TASK -
Copy out the listing that follows, exactly, without its pictures.

DATA BLOCK -
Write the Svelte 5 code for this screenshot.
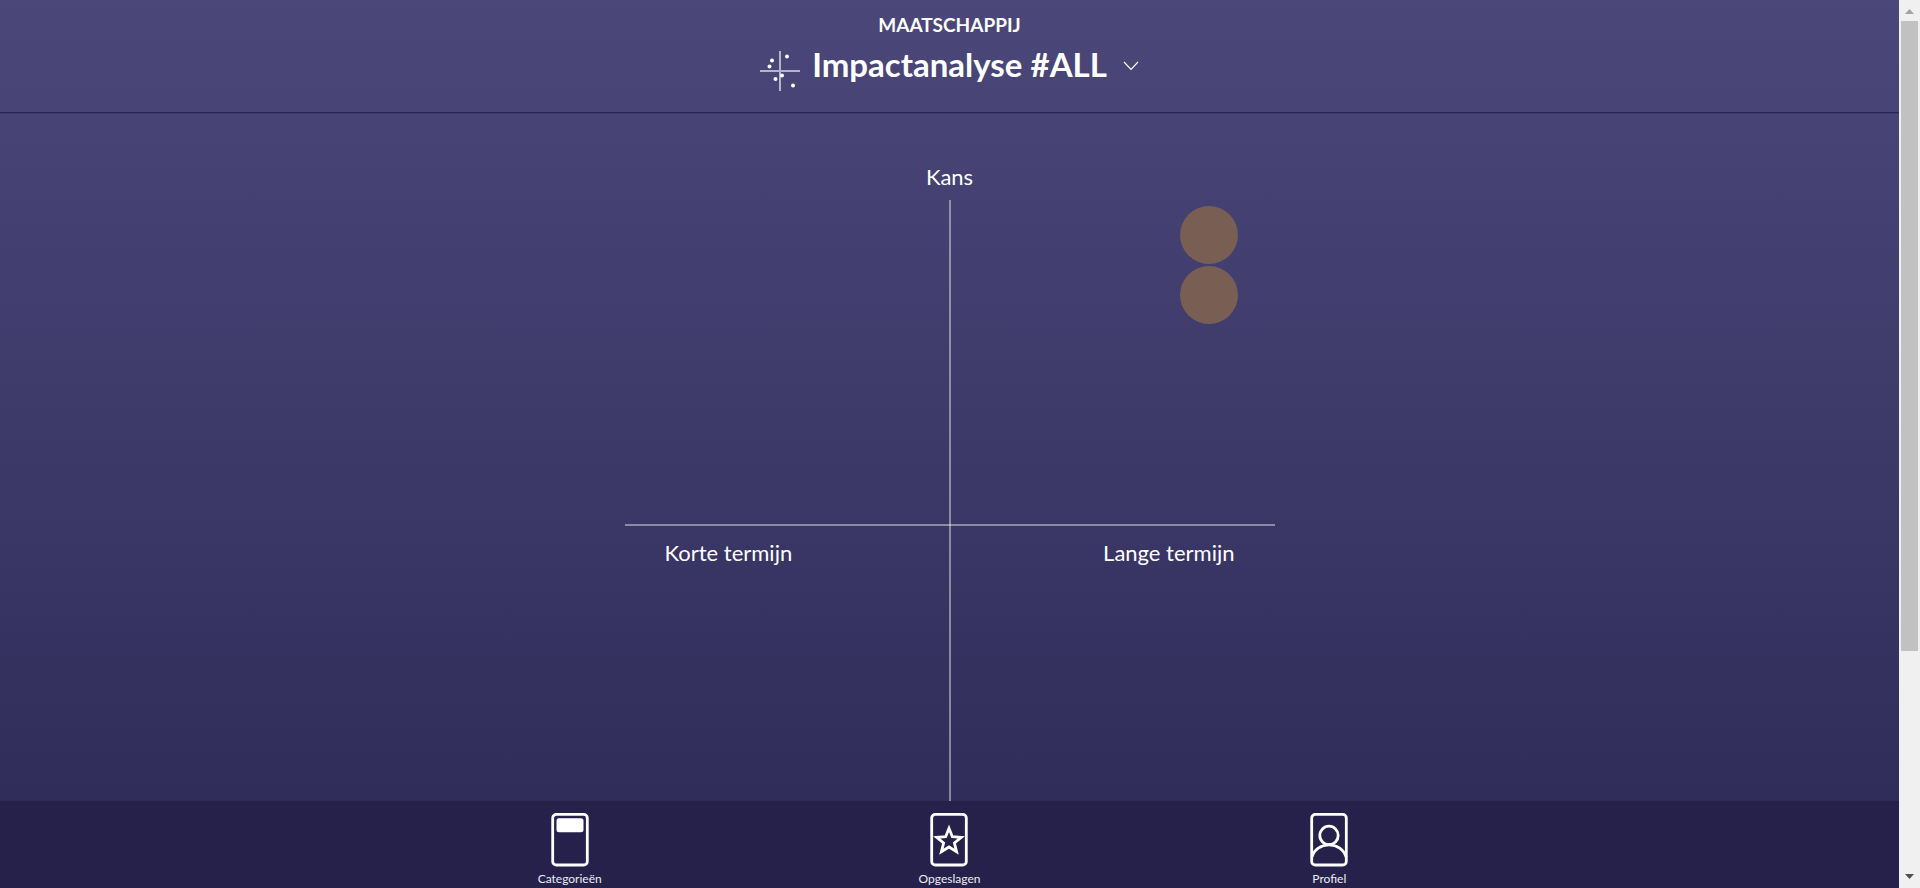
<script>
  const bubbles = [
    { id: 1, x: 89.9, y: 5.4 },
    { id: 2, x: 89.9, y: 14.6 }
  ];
  const tabs = ['Categorieën', 'Opgeslagen', 'Profiel'];
</script>

<div class="shell">
  <div class="page">
    <header>
      <p class="category">MAATSCHAPPIJ</p>
      <button class="title" type="button">
        <svg class="logo" viewBox="0 0 40 40" aria-hidden="true">
          <path d="M20 0V40M0 20H40" stroke="#fff" stroke-opacity=".6" stroke-width="2" />
          <g fill="#fff">
            <circle cx="27" cy="5.5" r="2" />
            <circle cx="12" cy="9.5" r="2" />
            <circle cx="9.5" cy="15.5" r="2" />
            <circle cx="22" cy="24.5" r="2" />
            <circle cx="15.5" cy="28" r="2" />
            <circle cx="33" cy="34.5" r="2" />
          </g>
        </svg>
        <span>Impactanalyse #ALL</span>
        <svg class="chevron" viewBox="0 0 16 10" aria-hidden="true">
          <path d="M1 1L8 8.5L15 1" fill="none" stroke="#fff" stroke-width="1.1" />
        </svg>
      </button>
    </header>

    <main>
      <p class="axis">Kans</p>
      <div class="chart">
        <p class="axis">Korte termijn</p>
        <p class="axis">Lange termijn</p>
        {#each bubbles as b (b.id)}
          <span class="bubble" style="left: {b.x}%; top: {b.y}%"></span>
        {/each}
      </div>
    </main>

    <nav>
      {#each tabs as tab, i}
        <a href="#{tab}">
          <svg viewBox="0 0 38 54" fill="none" stroke="#fff" stroke-width="2.8" aria-hidden="true">
            <rect x="1.7" y="1.4" width="34.6" height="50.6" rx="3.6" />
            {#if i === 0}
              <rect x="5.5" y="5.2" width="27" height="14" rx="2.5" fill="#fff" stroke="none" />
            {:else if i === 1}
              <path d="M19 15.3L22.3 23.7L31.3 24.3L24.4 30L26.6 38.8L19 34L11.4 38.8L13.6 30L6.7 24.3L15.7 23.7Z" />
            {:else}
              <circle cx="19" cy="22.4" r="9.2" />
              <path d="M2 44C4 36.5 11 31.8 19 31.8S34 36.5 36 44" />
            {/if}
          </svg>
          <span>{tab}</span>
        </a>
      {/each}
    </nav>
  </div>

  <div class="scrollbar" aria-hidden="true">
    <svg viewBox="0 0 9 5"><path d="M0 5L4.5 0L9 5Z" fill="#a3a3a3" /></svg>
    <div class="track"><div class="thumb"></div></div>
    <svg viewBox="0 0 9 5"><path d="M0 0L4.5 5L9 0Z" fill="#505050" /></svg>
  </div>
</div>

<style>
  :global(body) {
    margin: 0;
  }
  .shell {
    display: flex;
    height: 100vh;
    overflow: hidden;
    font-family: Lato, sans-serif;
    color: #fff;
  }
  .page {
    flex: 1;
    min-width: 0;
    display: flex;
    flex-direction: column;
    background: linear-gradient(#4b4779, #2e2a57);
  }
  p {
    margin: 0;
  }
  header {
    display: flex;
    flex-direction: column;
    align-items: center;
    height: 112px;
    border-bottom: 1px solid #282350;
    box-shadow: 0 1px #3f3a6c;
  }
  .category {
    margin-top: 13px;
    font-size: 19px;
    line-height: 24px;
    font-weight: 700;
  }
  .title {
    display: flex;
    align-items: flex-start;
    margin-top: 7px;
    padding: 0;
    border: 0;
    background: none;
    color: inherit;
    font: 700 33px/40px Lato, sans-serif;
    cursor: pointer;
  }
  .logo {
    width: 40px;
    height: 40px;
    margin: 7px 12px 0 0;
  }
  .chevron {
    width: 16px;
    height: 10px;
    margin: 17px 0 0 16px;
  }
  main {
    flex: 1;
    min-height: 0;
    overflow: hidden;
    display: flex;
    flex-direction: column;
    align-items: center;
    padding-top: 48px;
  }
  .axis {
    font-size: 22px;
    line-height: 32px;
    font-weight: 400;
    text-align: center;
  }
  .chart {
    position: relative;
    flex: none;
    display: grid;
    grid-template-columns: 1fr 1fr;
    align-items: center;
    box-sizing: border-box;
    width: min(100%, 650px);
    aspect-ratio: 1;
    margin-top: 7px;
    padding: 55px 40px 0;
    background:
      linear-gradient(#ffffff6b, #ffffff6b) center / 2px 100% no-repeat,
      linear-gradient(#ffffff6b, #ffffff6b) center / 100% 2px no-repeat;
  }
  .chart .axis {
    text-align: left;
  }
  .chart .axis + .axis {
    text-align: right;
  }
  .bubble {
    position: absolute;
    width: 58px;
    height: 58px;
    border-radius: 50%;
    background: #795e54;
    transform: translate(-50%, -50%);
  }
  nav {
    display: grid;
    grid-template-columns: repeat(3, 20%);
    justify-content: center;
    height: 87px;
    background: #25214b;
  }
  nav a {
    display: flex;
    flex-direction: column;
    align-items: center;
    padding-top: 12px;
    color: #eeedf3;
    font-size: 12px;
    line-height: 16px;
    text-decoration: none;
  }
  nav svg {
    width: 38px;
    height: 54px;
    margin-bottom: 4px;
  }
  .scrollbar {
    display: flex;
    flex-direction: column;
    align-items: center;
    gap: 7px;
    box-sizing: border-box;
    width: 21px;
    padding: 9px 2px;
    background: #f0f0f0;
  }
  .scrollbar svg {
    width: 9px;
    height: 5px;
  }
  .track {
    flex: 1;
    width: 100%;
  }
  .thumb {
    height: 74.5%;
    background: #c1c1c1;
  }
</style>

WRITTEN ANSWER -
Write the Svelte 5 code for this screenshot.
<script>
  const bubbles = [
    { id: 1, x: 89.9, y: 5.4 },
    { id: 2, x: 89.9, y: 14.6 }
  ];
  const tabs = ['Categorieën', 'Opgeslagen', 'Profiel'];
</script>

<div class="shell">
  <div class="page">
    <header>
      <p class="category">MAATSCHAPPIJ</p>
      <button class="title" type="button">
        <svg class="logo" viewBox="0 0 40 40" aria-hidden="true">
          <path d="M20 0V40M0 20H40" stroke="#fff" stroke-opacity=".6" stroke-width="2" />
          <g fill="#fff">
            <circle cx="27" cy="5.5" r="2" />
            <circle cx="12" cy="9.5" r="2" />
            <circle cx="9.5" cy="15.5" r="2" />
            <circle cx="22" cy="24.5" r="2" />
            <circle cx="15.5" cy="28" r="2" />
            <circle cx="33" cy="34.5" r="2" />
          </g>
        </svg>
        <span>Impactanalyse #ALL</span>
        <svg class="chevron" viewBox="0 0 16 10" aria-hidden="true">
          <path d="M1 1L8 8.5L15 1" fill="none" stroke="#fff" stroke-width="1.1" />
        </svg>
      </button>
    </header>

    <main>
      <p class="axis">Kans</p>
      <div class="chart">
        <p class="axis">Korte termijn</p>
        <p class="axis">Lange termijn</p>
        {#each bubbles as b (b.id)}
          <span class="bubble" style="left: {b.x}%; top: {b.y}%"></span>
        {/each}
      </div>
    </main>

    <nav>
      {#each tabs as tab, i}
        <a href="#{tab}">
          <svg viewBox="0 0 38 54" fill="none" stroke="#fff" stroke-width="2.8" aria-hidden="true">
            <rect x="1.7" y="1.4" width="34.6" height="50.6" rx="3.6" />
            {#if i === 0}
              <rect x="5.5" y="5.2" width="27" height="14" rx="2.5" fill="#fff" stroke="none" />
            {:else if i === 1}
              <path d="M19 15.3L22.3 23.7L31.3 24.3L24.4 30L26.6 38.8L19 34L11.4 38.8L13.6 30L6.7 24.3L15.7 23.7Z" />
            {:else}
              <circle cx="19" cy="22.4" r="9.2" />
              <path d="M2 44C4 36.5 11 31.8 19 31.8S34 36.5 36 44" />
            {/if}
          </svg>
          <span>{tab}</span>
        </a>
      {/each}
    </nav>
  </div>

  <div class="scrollbar" aria-hidden="true">
    <svg viewBox="0 0 9 5"><path d="M0 5L4.5 0L9 5Z" fill="#a3a3a3" /></svg>
    <div class="track"><div class="thumb"></div></div>
    <svg viewBox="0 0 9 5"><path d="M0 0L4.5 5L9 0Z" fill="#505050" /></svg>
  </div>
</div>

<style>
  :global(body) {
    margin: 0;
  }
  .shell {
    display: flex;
    height: 100vh;
    overflow: hidden;
    font-family: Lato, sans-serif;
    color: #fff;
  }
  .page {
    flex: 1;
    min-width: 0;
    display: flex;
    flex-direction: column;
    background: linear-gradient(#4b4779, #2e2a57);
  }
  p {
    margin: 0;
  }
  header {
    display: flex;
    flex-direction: column;
    align-items: center;
    height: 112px;
    border-bottom: 1px solid #282350;
    box-shadow: 0 1px #3f3a6c;
  }
  .category {
    margin-top: 13px;
    font-size: 19px;
    line-height: 24px;
    font-weight: 700;
  }
  .title {
    display: flex;
    align-items: flex-start;
    margin-top: 7px;
    padding: 0;
    border: 0;
    background: none;
    color: inherit;
    font: 700 33px/40px Lato, sans-serif;
    cursor: pointer;
  }
  .logo {
    width: 40px;
    height: 40px;
    margin: 7px 12px 0 0;
  }
  .chevron {
    width: 16px;
    height: 10px;
    margin: 17px 0 0 16px;
  }
  main {
    flex: 1;
    min-height: 0;
    overflow: hidden;
    display: flex;
    flex-direction: column;
    align-items: center;
    padding-top: 48px;
  }
  .axis {
    font-size: 22px;
    line-height: 32px;
    font-weight: 400;
    text-align: center;
  }
  .chart {
    position: relative;
    flex: none;
    display: grid;
    grid-template-columns: 1fr 1fr;
    align-items: center;
    box-sizing: border-box;
    width: min(100%, 650px);
    aspect-ratio: 1;
    margin-top: 7px;
    padding: 55px 40px 0;
    background:
      linear-gradient(#ffffff6b, #ffffff6b) center / 2px 100% no-repeat,
      linear-gradient(#ffffff6b, #ffffff6b) center / 100% 2px no-repeat;
  }
  .chart .axis {
    text-align: left;
  }
  .chart .axis + .axis {
    text-align: right;
  }
  .bubble {
    position: absolute;
    width: 58px;
    height: 58px;
    border-radius: 50%;
    background: #795e54;
    transform: translate(-50%, -50%);
  }
  nav {
    display: grid;
    grid-template-columns: repeat(3, 20%);
    justify-content: center;
    height: 87px;
    background: #25214b;
  }
  nav a {
    display: flex;
    flex-direction: column;
    align-items: center;
    padding-top: 12px;
    color: #eeedf3;
    font-size: 12px;
    line-height: 16px;
    text-decoration: none;
  }
  nav svg {
    width: 38px;
    height: 54px;
    margin-bottom: 4px;
  }
  .scrollbar {
    display: flex;
    flex-direction: column;
    align-items: center;
    gap: 7px;
    box-sizing: border-box;
    width: 21px;
    padding: 9px 2px;
    background: #f0f0f0;
  }
  .scrollbar svg {
    width: 9px;
    height: 5px;
  }
  .track {
    flex: 1;
    width: 100%;
  }
  .thumb {
    height: 74.5%;
    background: #c1c1c1;
  }
</style>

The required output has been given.